>"I want to play Yelmalio."
>"Sorry, he doesn't exist."
>
Yes he does; his cult write-up is in Orlanth is Dead (p32). However,
this does raise the serious issue that the wrong message is getting out
- people are seeing that 'things have changed' and 'you need to study
advanced anthropology to understand this' and then not realising that
(to the extent this is true at all) recent products have done their
damndest to reverse this by simplifying things, providing directly
gameable stuff and re-introducing old RQ themes (albeit sometimes under
different names). Sorting out these problems is pointless if we somehow
fail to spread the message that we've done so :-(
>"OK, I want to play a Humakti.
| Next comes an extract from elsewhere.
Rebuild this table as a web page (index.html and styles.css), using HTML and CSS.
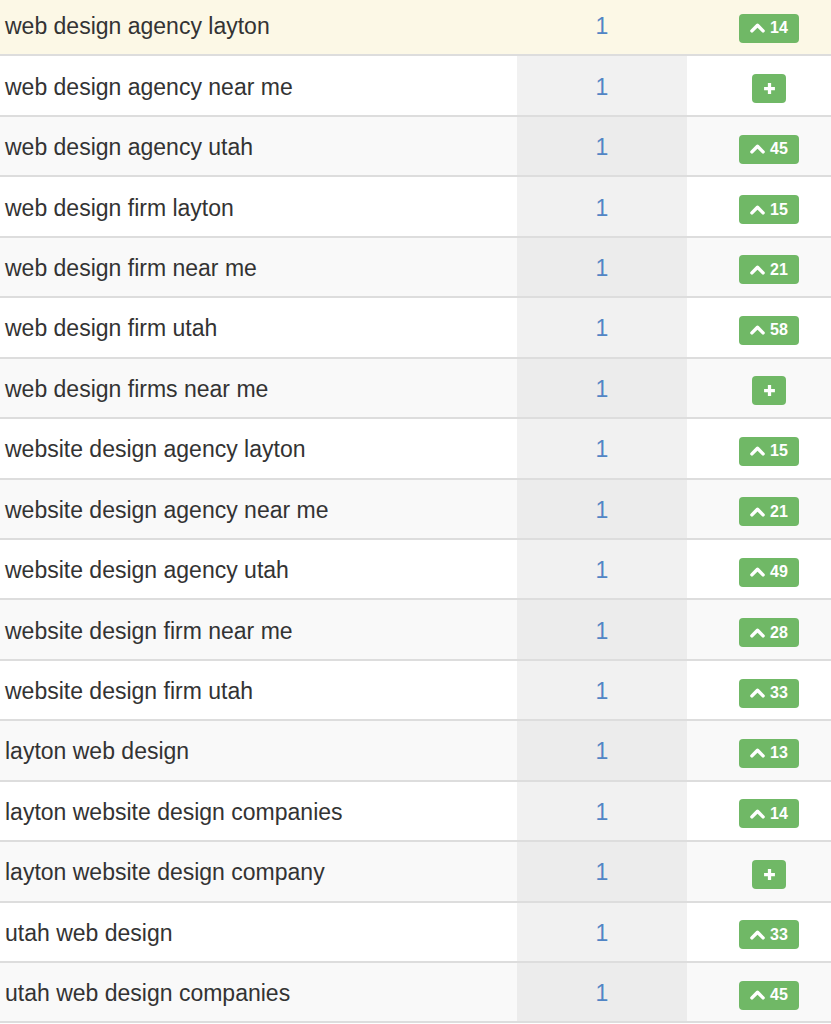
FILE: index.html
```html
<!DOCTYPE html>
<html>
<head>
<meta charset="utf-8">
<link rel="stylesheet" href="styles.css">
</head>
<body>
<div class="table">
  <div class="row highlight"><div class="kw">web design agency layton</div><div class="rank">1</div><div class="chg"><span class="badge"><svg class="up" viewBox="0 0 14 9"><path d="M1.8 7.2 L7 2 L12.2 7.2"/></svg>14</span></div></div>
  <div class="row"><div class="kw">web design agency near me</div><div class="rank">1</div><div class="chg"><span class="badge plus"><svg class="pl" viewBox="0 0 12 12"><path d="M6 1 V11 M1 6 H11"/></svg></span></div></div>
  <div class="row"><div class="kw">web design agency utah</div><div class="rank">1</div><div class="chg"><span class="badge"><svg class="up" viewBox="0 0 14 9"><path d="M1.8 7.2 L7 2 L12.2 7.2"/></svg>45</span></div></div>
  <div class="row"><div class="kw">web design firm layton</div><div class="rank">1</div><div class="chg"><span class="badge"><svg class="up" viewBox="0 0 14 9"><path d="M1.8 7.2 L7 2 L12.2 7.2"/></svg>15</span></div></div>
  <div class="row"><div class="kw">web design firm near me</div><div class="rank">1</div><div class="chg"><span class="badge"><svg class="up" viewBox="0 0 14 9"><path d="M1.8 7.2 L7 2 L12.2 7.2"/></svg>21</span></div></div>
  <div class="row"><div class="kw">web design firm utah</div><div class="rank">1</div><div class="chg"><span class="badge"><svg class="up" viewBox="0 0 14 9"><path d="M1.8 7.2 L7 2 L12.2 7.2"/></svg>58</span></div></div>
  <div class="row"><div class="kw">web design firms near me</div><div class="rank">1</div><div class="chg"><span class="badge plus"><svg class="pl" viewBox="0 0 12 12"><path d="M6 1 V11 M1 6 H11"/></svg></span></div></div>
  <div class="row"><div class="kw">website design agency layton</div><div class="rank">1</div><div class="chg"><span class="badge"><svg class="up" viewBox="0 0 14 9"><path d="M1.8 7.2 L7 2 L12.2 7.2"/></svg>15</span></div></div>
  <div class="row"><div class="kw">website design agency near me</div><div class="rank">1</div><div class="chg"><span class="badge"><svg class="up" viewBox="0 0 14 9"><path d="M1.8 7.2 L7 2 L12.2 7.2"/></svg>21</span></div></div>
  <div class="row"><div class="kw">website design agency utah</div><div class="rank">1</div><div class="chg"><span class="badge"><svg class="up" viewBox="0 0 14 9"><path d="M1.8 7.2 L7 2 L12.2 7.2"/></svg>49</span></div></div>
  <div class="row"><div class="kw">website design firm near me</div><div class="rank">1</div><div class="chg"><span class="badge"><svg class="up" viewBox="0 0 14 9"><path d="M1.8 7.2 L7 2 L12.2 7.2"/></svg>28</span></div></div>
  <div class="row"><div class="kw">website design firm utah</div><div class="rank">1</div><div class="chg"><span class="badge"><svg class="up" viewBox="0 0 14 9"><path d="M1.8 7.2 L7 2 L12.2 7.2"/></svg>33</span></div></div>
  <div class="row"><div class="kw">layton web design</div><div class="rank">1</div><div class="chg"><span class="badge"><svg class="up" viewBox="0 0 14 9"><path d="M1.8 7.2 L7 2 L12.2 7.2"/></svg>13</span></div></div>
  <div class="row"><div class="kw">layton website design companies</div><div class="rank">1</div><div class="chg"><span class="badge"><svg class="up" viewBox="0 0 14 9"><path d="M1.8 7.2 L7 2 L12.2 7.2"/></svg>14</span></div></div>
  <div class="row"><div class="kw">layton website design company</div><div class="rank">1</div><div class="chg"><span class="badge plus"><svg class="pl" viewBox="0 0 12 12"><path d="M6 1 V11 M1 6 H11"/></svg></span></div></div>
  <div class="row"><div class="kw">utah web design</div><div class="rank">1</div><div class="chg"><span class="badge"><svg class="up" viewBox="0 0 14 9"><path d="M1.8 7.2 L7 2 L12.2 7.2"/></svg>33</span></div></div>
  <div class="row"><div class="kw">utah web design companies</div><div class="rank">1</div><div class="chg"><span class="badge"><svg class="up" viewBox="0 0 14 9"><path d="M1.8 7.2 L7 2 L12.2 7.2"/></svg>45</span></div></div>
</div>
</body>
</html>
```

FILE: styles.css
```css
html, body {
  margin: 0;
  padding: 0;
  background: #ffffff;
  overflow: hidden;
}
body {
  font-family: "Liberation Sans", Arial, Helvetica, sans-serif;
  color: #333333;
}
.table {
  margin-top: -4px;
}
.row {
  display: grid;
  grid-template-columns: 517px 170px 1fr;
  height: 58.44px;
  border-bottom: 2px solid #dddddd;
  background: #ffffff;
}
.row:nth-child(odd) {
  background: #f9f9f9;
}
.row.highlight {
  background: #fcf8e6;
}
.kw {
  display: flex;
  align-items: center;
  padding-left: 5px;
  padding-top: 3px;
  font-size: 23px;
  color: #333333;
  white-space: nowrap;
}
.rank {
  display: flex;
  align-items: center;
  justify-content: center;
  padding-top: 3px;
  font-size: 23px;
  color: #5185c5;
  background: #f1f1f1;
}
.row:nth-child(odd) .rank {
  background: #ececec;
}
.row.highlight .rank {
  background: transparent;
}
.chg {
  display: flex;
  align-items: center;
  justify-content: center;
  padding-left: 20px;
  padding-top: 6px;
}
.badge {
  display: inline-flex;
  align-items: center;
  justify-content: center;
  gap: 5px;
  height: 29px;
  width: 60px;
  box-sizing: border-box;
  border-radius: 4px;
  background: #70b866;
  color: #ffffff;
  font-weight: bold;
  font-size: 16px;
}
.badge.plus {
  width: 34px;
}
.up {
  flex: none;
  width: 15px;
  height: 10px;
  fill: none;
  stroke: #ffffff;
  stroke-width: 3.2;
  stroke-linecap: round;
  stroke-linejoin: round;
}
.pl {
  flex: none;
  width: 13px;
  height: 13px;
  fill: none;
  stroke: #ffffff;
  stroke-width: 3;
}
```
I like the idea of an honorable warrior who
>realizes he will die and looks forward to the reward he will have when he
>does."
>
This does not seem to me incompatible with the way Humakt is described
in Storm Tribe. It's just no longer the only viable approach to playing
that cult. Now, arguably its no longer the approach intended to be the
most common, but that doesn't mean it can't be done, or that future
supplements won't work if you follow it in your campaign. Indeed, now
there are other cults which can also fit that description, thus giving
you a wider range of magic to pick from and a broader range of character
types.
>"Yuck. I don't want to play that. I'll just play an Orlanthi. Maybe I can
>meet Argrath and help him against the Lunar Empire."
>"Well, Argrath might not really exist. He might be several people. It
>might turn out to be you."
>
It doesn't strike me that, if that's a problem for your players, its
particularly difficult to get rid of. The GM just decides who Argrath is
and goes from there - that should be perfectly compatible with all the
material in the Sartar Rising series.